Since the start of the partial shutdown 11 days ago, the House has focused on one of our key constitutional functions - funding key portions of the federal government.
We have come together in a bipartisan way several times over the past few days to pay our troops, provide benefits for the families of fallen soldiers, reopen the NIH and ensure that all patients have access to cancer clinical trials, put food safety inspectors back on the job, provide money for disaster relief efforts, and fund other crucial governmental departments and operations.
These are the types of tough spending choices the American people, and people in my district, demand we make. When you are nearly $17 trillion in debt, you have to prioritize...just like any business or family does when funds are tight.

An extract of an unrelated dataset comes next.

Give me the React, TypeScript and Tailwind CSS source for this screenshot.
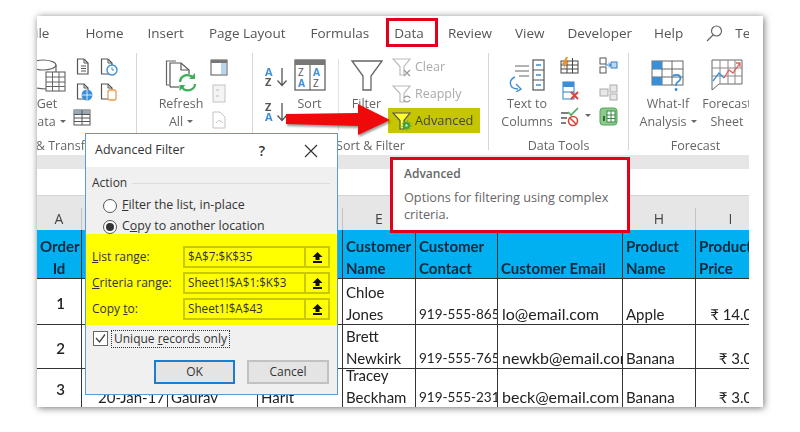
import { ReactNode } from "react"

const rows = [
  { id: "1", b: "", c: "", d: "", name: ["Chloe", "Jones"], phone: "919-555-8654", email: "lo@email.com", product: "Apple", price: "₹ 14.00" },
  { id: "2", b: "", c: "", d: "", name: ["Brett", "Newkirk"], phone: "919-555-7654", email: "newkb@email.com", product: "Banana", price: "₹ 3.00" },
  { id: "3", b: "20-Jan-17", c: "Gaurav", d: "Harit", name: ["Tracey", "Beckham"], phone: "919-555-2314", email: "beck@email.com", product: "Banana", price: "₹ 3.00" },
]

const cols = "grid grid-cols-[45px_86px_90px_85px_73px_82px_125px_73px_70px] w-[729px]"
const cell = "flex flex-col justify-end overflow-hidden whitespace-nowrap border-r border-b border-[#333] pl-[3px] [&>span]:relative [&>span]:top-[1px]"

function Ico({ w, h, children }: { w: number; h: number; children: ReactNode }) {
  return (
    <svg width={w} height={h} viewBox={`0 0 ${w} ${h}`} fill="none" className="shrink-0 block">
      {children}
    </svg>
  )
}

function Funnel({ fill = "none", stroke = "#666" }: { fill?: string; stroke?: string }) {
  return <path d="M1 2H18L12 9.5V18H8V9.5Z" fill={fill} stroke={stroke} strokeWidth="1.2" />
}

function Doc({ children }: { children?: ReactNode }) {
  return (
    <Ico w={18} h={18}>
      <path d="M1.5 1H8L12 5V16H1.5Z" stroke="#555" strokeWidth="1.2" fill="#fff" />
      <path d="M8 1V5H12" stroke="#555" strokeWidth="1" />
      {children}
    </Ico>
  )
}

function SmallTable() {
  return (
    <Ico w={18} h={17}>
      <rect x="1" y="1" width="16" height="15" stroke="#555" fill="#fff" />
      <rect x="1" y="1" width="16" height="4" fill="#9aa6b2" />
      <path d="M1 5.5H17M1 9H17M1 12.500H17M9 1V16" stroke="#555" />
    </Ico>
  )
}

function GetDataIcon() {
  return (
    <Ico w={37} h={33}>
      <ellipse cx="14" cy="6" rx="13" ry="5" stroke="#666" strokeWidth="1.2" />
      <path d="M1 6V25C1 28 8 30 17 30M27 6V13" stroke="#666" strokeWidth="1.2" />
      <rect x="17" y="13" width="19" height="19" fill="#fff" stroke="#555" />
      <path d="M17 18H36M17 23H36M17 27.500H36M23.500 13V32M30 13V32" stroke="#666" />
    </Ico>
  )
}

function RefreshIcon() {
  return (
    <Ico w={32} h={33}>
      <path d="M4 26H1.500V2H11" stroke="#666" strokeWidth="1.2" />
      <path d="M5 28V4H16L24 11V15" stroke="#555" strokeWidth="1.2" />
      <path d="M16 4V11H24" stroke="#555" strokeWidth="1.2" />
      <path d="M5 28H14" stroke="#555" strokeWidth="1.2" />
      <path d="M15 23C15 18 20 14.500 26 17L28 19" stroke="#3fae5b" strokeWidth="2.200" />
      <path d="M30 14V20H24Z" fill="#3fae5b" />
      <path d="M30 25C30 30 24 33 19 30.500L17 28" stroke="#3fae5b" strokeWidth="2.200" />
      <path d="M14.500 32V26H20.500Z" fill="#3fae5b" />
    </Ico>
  )
}

function SortLetters({ top, bottom, topBlue }: { top: string; bottom: string; topBlue: boolean }) {
  return (
    <Ico w={26} h={21}>
      <text x="0" y="10" fontSize="11" fontWeight="700" fontFamily="Open Sans" fill={topBlue ? "#3b8fd6" : "#555"}>{top}</text>
      <text x="0" y="20" fontSize="11" fontWeight="700" fontFamily="Open Sans" fill={topBlue ? "#555" : "#3b8fd6"}>{bottom}</text>
      <path d="M17 2V19M12.500 14.500L17 19.500L21.500 14.500" stroke="#555" strokeWidth="1.300" />
    </Ico>
  )
}

function BigSortIcon() {
  return (
    <Ico w={32} h={32}>
      <rect x="1" y="1" width="30" height="30" stroke="#555" strokeWidth="1.200" fill="#fff" />
      <rect x="1" y="1" width="30" height="5" fill="#777" />
      <path d="M16 6V31" stroke="#555" />
      <text x="4" y="17" fontSize="10" fontFamily="Open Sans" fill="#555">Z</text>
      <text x="4" y="28" fontSize="10" fontFamily="Open Sans" fontWeight="700" fill="#3b8fd6">A</text>
      <text x="19" y="17" fontSize="10" fontFamily="Open Sans" fontWeight="700" fill="#3b8fd6">A</text>
      <text x="19" y="28" fontSize="10" fontFamily="Open Sans" fill="#555">Z</text>
    </Ico>
  )
}

function BigFunnel() {
  return (
    <Ico w={32} h={33}>
      <path d="M1 2H31L20 17V31H12V17Z" stroke="#666" strokeWidth="1.300" />
    </Ico>
  )
}

function ClearIcon() {
  return (
    <Ico w={20} h={20}>
      <Funnel stroke="#bbb" />
      <path d="M12 13L18 19M18 13L12 19" stroke="#999" strokeWidth="1.200" />
    </Ico>
  )
}

function ReapplyIcon() {
  return (
    <Ico w={20} h={20}>
      <Funnel stroke="#bbb" />
      <path d="M12 14C13 11.500 17 11.500 18 14M18 16C17 18.500 13 18.500 12 16" stroke="#999" strokeWidth="1.100" />
    </Ico>
  )
}

function AdvancedIcon() {
  return (
    <Ico w={20} h={20}>
      <Funnel fill="#ffff30" stroke="#555" />
      <circle cx="14.500" cy="14.500" r="3.500" fill="#3da13d" />
      <circle cx="14.500" cy="14.500" r="4.500" stroke="#3da13d" strokeDasharray="1.500 1.500" />
      <circle cx="14.500" cy="14.500" r="1.200" fill="#d8f0c0" />
    </Ico>
  )
}

function TextColumnsIcon() {
  return (
    <Ico w={36} h={33}>
      <path d="M6 7H20M6 12H20M10 17H20" stroke="#666" strokeWidth="1.200" />
      <rect x="24" y="1" width="11" height="30" stroke="#555" strokeWidth="1.200" fill="#fff" />
      <path d="M24 11H35M24 21H35" stroke="#555" />
      <path d="M27 6H32M27 16H32M27 26H32" stroke="#3b8fd6" strokeWidth="1.500" />
      <path d="M6 18C-1 21 0 30 9 30M7 25L12 30L7 33" stroke="#3b8fd6" strokeWidth="1.400" />
    </Ico>
  )
}

function FlashFillIcon() {
  return (
    <Ico w={19} h={17}>
      <rect x="1" y="4" width="17" height="12" stroke="#444" />
      <path d="M1 8H18M1 12H18M7 4V16M12.500 1V16" stroke="#444" />
      <path d="M6 0L2 7H5L3 12L9 5H6L8 0Z" fill="#f0932b" />
    </Ico>
  )
}

function RemoveDupesIcon() {
  return (
    <Ico w={18} h={19}>
      <rect x="1" y="1" width="11" height="17" stroke="#2f7fc7" fill="#fff" />
      <rect x="1" y="1" width="11" height="5" fill="#3b8fd6" />
      <path d="M1 11H12" stroke="#2f7fc7" />
      <path d="M9 11L16 18M16 11L9 18" stroke="#d9453b" strokeWidth="2" />
    </Ico>
  )
}

function ValidationIcon() {
  return (
    <Ico w={20} h={20}>
      <path d="M1 6H8M1 11H7M1 16H6" stroke="#555" strokeWidth="1.300" />
      <path d="M8 5L11 8L18 1" stroke="#4aa85c" strokeWidth="1.600" />
      <circle cx="13" cy="14" r="4.500" stroke="#d9453b" strokeWidth="1.600" />
      <path d="M10 11L16 17" stroke="#d9453b" strokeWidth="1.600" />
    </Ico>
  )
}

function ConsolidateIcon() {
  return (
    <Ico w={19} h={17}>
      <rect x="1" y="1" width="6" height="6" stroke="#555" />
      <rect x="1" y="10" width="6" height="6" stroke="#555" />
      <rect x="12" y="5" width="6" height="6" fill="#bcd8f0" stroke="#2f7fc7" />
      <path d="M6 8H12M9.500 6L12 8L9.500 10" stroke="#2f7fc7" />
    </Ico>
  )
}

function RelationshipsIcon() {
  return (
    <Ico w={19} h={17}>
      <rect x="1" y="5" width="8" height="7" fill="#e8e8e8" stroke="#aaa" />
      <rect x="11" y="1" width="7" height="7" fill="#e8e8e8" stroke="#aaa" />
      <rect x="11" y="10" width="7" height="6" fill="#e8e8e8" stroke="#aaa" />
    </Ico>
  )
}

function DataModelIcon() {
  return (
    <Ico w={19} h={19}>
      <rect x="1" y="1" width="17" height="17" rx="3" fill="#8fc98a" stroke="#4aa85c" />
      <rect x="8" y="4" width="8" height="11" fill="#fff" stroke="#3a8a46" />
      <path d="M8 8H16M8 11.500H16M12 4V15" stroke="#3a8a46" />
      <path d="M5 9V14" stroke="#2f6a38" strokeWidth="2" />
    </Ico>
  )
}

function WhatIfIcon() {
  return (
    <Ico w={34} h={34}>
      <rect x="1" y="1" width="31" height="24" stroke="#666" fill="#fff" />
      <path d="M1 9H32M1 17H32M11 1V25M21 1V25" stroke="#666" />
      <rect x="1" y="1" width="10" height="8" fill="#3b8fd6" />
      <rect x="1" y="17" width="10" height="8" fill="#3b8fd6" />
      <text x="21" y="31" fontSize="23" fontFamily="Open Sans" fill="#3b8fd6">?</text>
    </Ico>
  )
}

function ForecastIcon() {
  return (
    <Ico w={32} h={32}>
      <path d="M1 1H31V25H8L1 31Z" stroke="#666" fill="#fff" />
      <path d="M1 9H31M1 17H31M9 1V25M17 1V25M24 1V25" stroke="#888" />
      <path d="M2 22L8 14L13 19" stroke="#3b8fd6" strokeWidth="1.300" />
      <path d="M13 19L18 11L22 14L29 4M25 4H29V8" stroke="#e0605a" strokeWidth="1.300" />
    </Ico>
  )
}

function UpArrow() {
  return (
    <svg width="11" height="11" viewBox="0 0 11 11" className="block">
      <path d="M5.500 0L10.500 5H7.500V8H3.500V5H0.500Z" fill="#111" />
      <rect x="1" y="9" width="9" height="2" fill="#111" />
    </svg>
  )
}

function Divider() {
  return <div className="w-px h-[97px] mt-[6px] bg-[#d6d6d6] shrink-0" />
}

function BigLabel({ lines }: { lines: string[] }) {
  return (
    <div className="mt-[4px] flex flex-col items-center whitespace-nowrap leading-[18px]">
      {lines.map((l) => (
        <span key={l}>{l}</span>
      ))}
    </div>
  )
}

function Caret() {
  return <span className="inline-block ml-[4px] mb-[2px] align-middle border-x-[3px] border-t-[3px] border-x-transparent border-t-[#666]" />
}

function GroupLabel({ children }: { children: ReactNode }) {
  return <div className="h-[18px] leading-[18px] text-center whitespace-nowrap">{children}</div>
}

function Ribbon() {
  return (
    <div className="flex h-[108px] text-[12.5px] text-[#666] shrink-0">
      {/* Get & Transform */}
      <div className="w-[99px] shrink-0 flex flex-col">
        <div className="h-[93px] pt-[12px] flex">
          <div className="-ml-[10px] w-[40px] shrink-0 flex flex-col items-center">
            <div className="h-[33px] -mb-[1px]"><GetDataIcon /></div>
            <div className="mt-[4px] flex flex-col items-center whitespace-nowrap leading-[18px]">
              <span>Get</span>
              <span>Data<Caret /></span>
            </div>
          </div>
          <div className="ml-[9px] flex flex-col -mt-[1px]">
            <div className="flex gap-[6px] h-[25px]">
              <Doc><path d="M5 8H10M5 10.500H10M5 13H10" stroke="#555" /></Doc>
              <Doc><circle cx="12" cy="12" r="5" fill="#fff" stroke="#3b8fd6" strokeWidth="1.400" /><path d="M12 9.500V12H14" stroke="#3b8fd6" /></Doc>
            </div>
            <div className="flex gap-[6px] h-[26px]">
              <Doc><circle cx="11" cy="12" r="5.500" fill="#3b8fd6" /><path d="M5.500 12H16.500M11 6.500V17.500" stroke="#fff" strokeWidth="0.800" /></Doc>
              <Doc><rect x="8" y="7" width="8" height="10" rx="2" fill="#fff" stroke="#f09a4a" strokeWidth="1.300" /></Doc>
            </div>
            <div className="-ml-[3px]"><SmallTable /></div>
          </div>
        </div>
        <div className="-ml-[25px]"><GroupLabel>Get &amp; Transform Data</GroupLabel></div>
      </div>
      <Divider />

      {/* Queries */}
      <div className="w-[115px] shrink-0 h-[93px] pt-[12px] flex">
        <div className="ml-[19px] w-[50px] flex flex-col items-center">
          <div className="h-[32px] overflow-visible"><RefreshIcon /></div>
          <BigLabel lines={["Refresh"]} />
          <span className="leading-[18px]">All<Caret /></span>
        </div>
        <div className="ml-[4px] flex flex-col gap-[8px]">
          <Ico w={18} h={17}>
            <rect x="1" y="1" width="16" height="15" stroke="#555" fill="#fff" />
            <rect x="1" y="1" width="16" height="3" fill="#777" />
            <rect x="11" y="4" width="5" height="11" fill="#b9d4ee" />
          </Ico>
          <Ico w={18} h={19}>
            <rect x="3" y="1" width="12" height="17" stroke="#c4c4c4" fill="#f4f4f4" />
            <path d="M6 6H9M6 12H9" stroke="#bbb" />
          </Ico>
          <Ico w={18} h={18}>
            <path d="M3 1H10L15 6V17H3Z" stroke="#c4c4c4" />
            <path d="M6 12C8 9 11 9 13 12" stroke="#bbb" />
          </Ico>
        </div>
      </div>
      <Divider />

      {/* Sort & Filter */}
      <div className="w-[235px] shrink-0 flex flex-col">
        <div className="h-[93px] pt-[12px] flex">
          <div className="ml-[12px] w-[26px] mt-[7px] flex flex-col gap-[14px]">
            <SortLetters top="A" bottom="Z" topBlue />
            <SortLetters top="Z" bottom="A" topBlue={false} />
          </div>
          <div className="w-[37px] flex flex-col items-center">
            <BigSortIcon />
            <BigLabel lines={["Sort"]} />
          </div>
          <div className="ml-[10px] w-px h-[72px] bg-[#e2e2e2]" />
          <div className="ml-[6px] w-[43px] flex flex-col items-center">
            <BigFunnel />
            <div className="-mt-[1px]"><BigLabel lines={["Filter"]} /></div>
          </div>
          <div className="-mt-[5px] flex flex-col w-[92px]">
            <div className="h-[26px] flex items-center gap-[3px] pl-[4px] text-[#aaa]"><ClearIcon />Clear</div>
            <div className="h-[28px] flex items-center gap-[3px] pl-[4px] text-[#aaa]"><ReapplyIcon />Reapply</div>
            <div className="h-[25px] flex items-center gap-[3px] pl-[4px] bg-[#c6c600] text-[#444] text-[12.8px]"><AdvancedIcon />Advanced</div>
          </div>
        </div>
        <GroupLabel>Sort &amp; Filter</GroupLabel>
      </div>
      <Divider />

      {/* Data Tools */}
      <div className="w-[139px] shrink-0 flex flex-col">
        <div className="h-[93px] pt-[12px] flex">
          <div className="ml-[8px] w-[60px] flex flex-col items-center">
            <TextColumnsIcon />
            <div className="-mt-[1px]"><BigLabel lines={["Text to", "Columns"]} /></div>
          </div>
          <div className="ml-[3px] w-[39px] -mt-[2px] flex flex-col">
            <div className="h-[24px]"><FlashFillIcon /></div>
            <div className="h-[26px] pl-[2px]"><RemoveDupesIcon /></div>
            <div className="flex items-start">
              <ValidationIcon />
              <span className="ml-[5px] mt-[7px] border-x-[3px] border-t-[3px] border-x-transparent border-t-[#666]" />
            </div>
          </div>
          <div className="-mt-[2px] flex flex-col">
            <div className="h-[27px]"><ConsolidateIcon /></div>
            <div className="h-[23px]"><RelationshipsIcon /></div>
            <DataModelIcon />
          </div>
        </div>
        <GroupLabel>Data Tools</GroupLabel>
      </div>
      <Divider />

      {/* Forecast */}
      <div className="w-[133px] shrink-0 flex flex-col">
        <div className="h-[93px] pt-[12px] flex">
          <div className="ml-[9px] w-[60px] flex flex-col items-center">
            <div className="h-[32px] mt-[1px] -mb-[1px]"><WhatIfIcon /></div>
            <div className="flex flex-col items-center mt-[4px] whitespace-nowrap leading-[18px]">
              <span>What-If</span>
              <span>Analysis<Caret /></span>
            </div>
          </div>
          <div className="w-[58px] flex flex-col items-center">
            <ForecastIcon />
            <BigLabel lines={["Forecast", "Sheet"]} />
          </div>
        </div>
        <GroupLabel>Forecast</GroupLabel>
      </div>
    </div>
  )
}

function Sheet() {
  return (
    <div className="font-['Lato','Noto_Sans',sans-serif] text-[15px] leading-[22px] text-[#222]">
      <div className="bg-[#e6e6e6] h-[34px]">
        <div className={`${cols} h-full text-[14px] text-[#444] font-['Open_Sans',sans-serif]`}>
          {["A", "", "", "", "E", "", "", "H", "I"].map((letter, i) => (
            <div key={i} className="mt-[12px] border-r border-[#c4c4c4] text-center">{letter}</div>
          ))}
        </div>
      </div>
      <div className={`${cols} grid-rows-[49px_46px_44px_39px]`}>
        <div className={`${cell} bg-[#00b0f0] font-bold text-center pr-[3px] text-[#12293c]`}>
          <span>Order</span>
          <span>Id</span>
        </div>
        <div className={`${cell} bg-[#00b0f0]`} />
        <div className={`${cell} bg-[#00b0f0]`} />
        <div className={`${cell} bg-[#00b0f0]`} />
        {[["Customer", "Name"], ["Customer", "Contact"], ["Customer Email"], ["Product", "Name"], ["Product", "Price"]].map((h) => (
          <div key={h.join(" ")} className={`${cell} bg-[#00b0f0] font-bold text-[#12293c]`}>
            {h.map((t) => (
              <span key={t}>{t}</span>
            ))}
          </div>
        ))}
        {rows.map((r) => (
          <div key={r.id} className="contents">
            <div className={`${cell} justify-center! items-center pl-0 font-semibold`}><span>{r.id}</span></div>
            <div className={`${cell} items-end pr-[2px]`}><span>{r.b}</span></div>
            <div className={cell}><span>{r.c}</span></div>
            <div className={cell}><span>{r.d}</span></div>
            <div className={cell}>
              {r.name.map((n) => (
                <span key={n}>{n}</span>
              ))}
            </div>
            <div className={`${cell} text-[13.5px]`}><span>{r.phone}</span></div>
            <div className={`${cell} pl-[4px] text-[16px]`}><span>{r.email}</span></div>
            <div className={cell}><span>{r.product}</span></div>
            <div className={`${cell} items-end pr-[4px]`}><span>{r.price}</span></div>
          </div>
        ))}
      </div>
    </div>
  )
}

function RangeRow({ label, value }: { label: ReactNode; value: string }) {
  return (
    <div className="flex items-center h-[26px]">
      <div className="w-[97px] pl-[6px] shrink-0 whitespace-nowrap">{label}</div>
      <div className="w-[147px] h-[22px] border-2 border-[#c9c900] flex items-center">
        <span className="flex-1 pl-[3px] whitespace-nowrap overflow-hidden text-[11.7px]">{value}</span>
        <span className="w-[24px] h-full border-l-2 border-[#c9c900] flex items-center justify-center"><UpArrow /></span>
      </div>
    </div>
  )
}

function AdvancedFilterDialog() {
  return (
    <div className="absolute left-[48px] top-[117px] w-[253px] h-[262px] border border-[#5a9bd5] bg-[#f0f0f0] flex flex-col font-['Open_Sans',sans-serif] text-[12px] text-[#333]">
      <div className="h-[33px] bg-white flex items-center pl-[9px] text-[12.5px] text-[#333] shrink-0">
        <span className="flex-1">Advanced Filter</span>
        <span className="mr-[39px] text-[14px] font-semibold">?</span>
        <svg width="14" height="14" viewBox="0 0 14 14" className="mr-[19px]">
          <path d="M1 1L13 13M13 1L1 13" stroke="#333" strokeWidth="1.200" />
        </svg>
      </div>
      <div className="flex items-center mt-[7px] pl-[6px] pr-[7px] h-[18px] gap-[5px]">
        <span>Action</span>
        <span className="flex-1 h-px bg-[#dcdcdc]" />
      </div>
      <div className="flex items-center h-[21px] mt-[3px] pl-[17px] gap-[5px] text-[12.4px]">
        <span className="w-[14px] h-[14px] rounded-full border border-[#555] bg-white" />
        <span><u>F</u>ilter the list, in-place</span>
      </div>
      <div className="flex items-center h-[21px] pl-[17px] gap-[5px] text-[12.4px]">
        <span className="w-[14px] h-[14px] rounded-full border border-[#555] bg-white flex items-center justify-center">
          <span className="w-[8px] h-[8px] rounded-full bg-[#333]" />
        </span>
        <span>C<u>o</u>py to another location</span>
      </div>
      <div className="relative -mt-[3px] h-[91px] bg-[#ffff00] pt-[10px] text-[#333]">
        <RangeRow label={<><u>L</u>ist range:</>} value="$A$7:$K$35" />
        <RangeRow label={<><u>C</u>riteria range:</>} value="Sheet1!$A$1:$K$3" />
        <RangeRow label={<>Copy <u>t</u>o:</>} value="Sheet1!$A$43" />
      </div>
      <div className="flex items-center mt-[4px] pl-[7px] gap-[2px] h-[19px]">
        <svg width="15" height="15" viewBox="0 0 15 15" className="shrink-0">
          <rect x="0.500" y="0.500" width="14" height="14" fill="#fff" stroke="#666" />
          <path d="M3 7L6.500 11L12 3.500" stroke="#444" strokeWidth="1.300" fill="none" />
        </svg>
        <span className="border border-dotted border-[#333] px-[2px] leading-[16px] ml-[1px]">Unique <u>r</u>ecords only</span>
      </div>
      <div className="flex mt-[12px] ml-[68px] gap-[12px]">
        <div className="w-[81px] h-[24px] border-2 border-[#1a7fd0] bg-[#e4e4e4] flex items-center justify-center">OK</div>
        <div className="w-[82px] h-[24px] border-2 border-[#c2c2c2] bg-[#e4e4e4] flex items-center justify-center">Cancel</div>
      </div>
    </div>
  )
}

export default function App() {
  return (
    <div className="w-[800px] h-[432px] bg-white pt-[16px] pl-[37px] overflow-hidden">
      <div className="relative w-[726px] h-[391px] bg-white shadow-[1px_1px_7px_rgba(0,0,0,0.55)] blur-[0.35px]">
        <div className="w-[712px] h-full overflow-hidden flex flex-col font-['Open_Sans',sans-serif]">
          <div className="h-[31px] flex items-center text-[13.5px] text-[#555] whitespace-nowrap shrink-0 pt-[3px]">
            <span className="-ml-[9px] mr-[36px]">File</span>
            <span className="mr-[24px]">Home</span>
            <span className="mr-[25px]">Insert</span>
            <span className="mr-[25px]">Page Layout</span>
            <span className="mr-[25px]">Formulas</span>
            <span className="mr-[24px]">Data</span>
            <span className="mr-[23px]">Review</span>
            <span className="mr-[23px]">View</span>
            <span className="mr-[22px]">Developer</span>
            <span className="mr-[23px]">Help</span>
            <span className="flex items-center gap-[12px]">
              <svg width="17" height="17" viewBox="0 0 17 17" fill="none">
                <circle cx="10.500" cy="6" r="5" stroke="#666" strokeWidth="1.200" />
                <path d="M7 10L1 16" stroke="#666" strokeWidth="1.300" />
              </svg>
              Tell me
            </span>
          </div>
          <Ribbon />
          <div className="h-[14px] bg-[#e6e6e6] shrink-0" />
          <div className="h-[27px] bg-white border-b border-[#d4d4d4] shrink-0" />
          <Sheet />
        </div>

        {/* red marker round the Data tab */}
        <div className="absolute left-[349px] top-[2px] w-[52px] h-[29px] border-[3px] border-[#e3001b]" />

        {/* arrow pointing at Advanced */}
        <svg width="110" height="36" viewBox="0 0 110 36" className="absolute left-[248px] top-[87px] drop-shadow-[1px_2px_1px_rgba(0,0,0,0.4)]">
          <path d="M1 11L73 10V1L105 17L73 32V23L1 21Z" fill="#ee0a0a" />
        </svg>

        <AdvancedFilterDialog />

        {/* tooltip */}
        <div className="absolute left-[353px] top-[141px] w-[240px] h-[76px] bg-white border-[3px] border-[#e3001b] pl-[11px] pt-[5px] font-['Open_Sans',sans-serif] text-[12.7px] leading-[17px] text-[#666]">
          <div className="font-semibold mb-[7px] text-[12px]">Advanced</div>
          <div className="w-[215px]">Options for filtering using complex criteria.</div>
        </div>
      </div>
    </div>
  )
}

Today Mr. Chairman, we turn our focus to a critical issue of national security and public safety... and that is ensuring the National Nuclear Security Administration has the funding it needs to secure our nuclear stockpile and materials.
Recent reports indicate that the Department of Energy may begin furloughing employees and contractors at the 8 NNSA sites around the country starting October 21.
Sites, such as the Nevada National Security Site which is home to approximately 2,500 employees and contractors, will reduce staffing to levels sufficient to maintain "minimally safe operations."
This situation presents a threat to national security, public safety, and our economy.
The Nevada National Security Site is charged with supporting our nuclear stockpile. Additionally, the Security Site oversees and administers the training for first- responders in the prevention, protection, and response to possible terrorist use of radiological or nuclear material
With critical functions such as these, "minimally safe operations" is simply not an option. And the same is true at NNSA sites around the country that contain experimental and storage facilities that could become compromised if they are not properly staffed.
The men and women who work at these sites not only have critical duties, they are also critical to their local economies.
In fact, contractors at NNSA sites may reduce their work force by as much as 80-90%.
Such attrition would take a great deal of money out of our economy at a time when states like mine, with an unemployment rate of 9.5%, can ill-afford to lose jobs.
H.J. Res. 76 prevents harm to our economy and maintains our national security by providing funding to keep NNSA employees and contractors on the job.
I urge my colleagues to support this bill and yield back the balance of my time.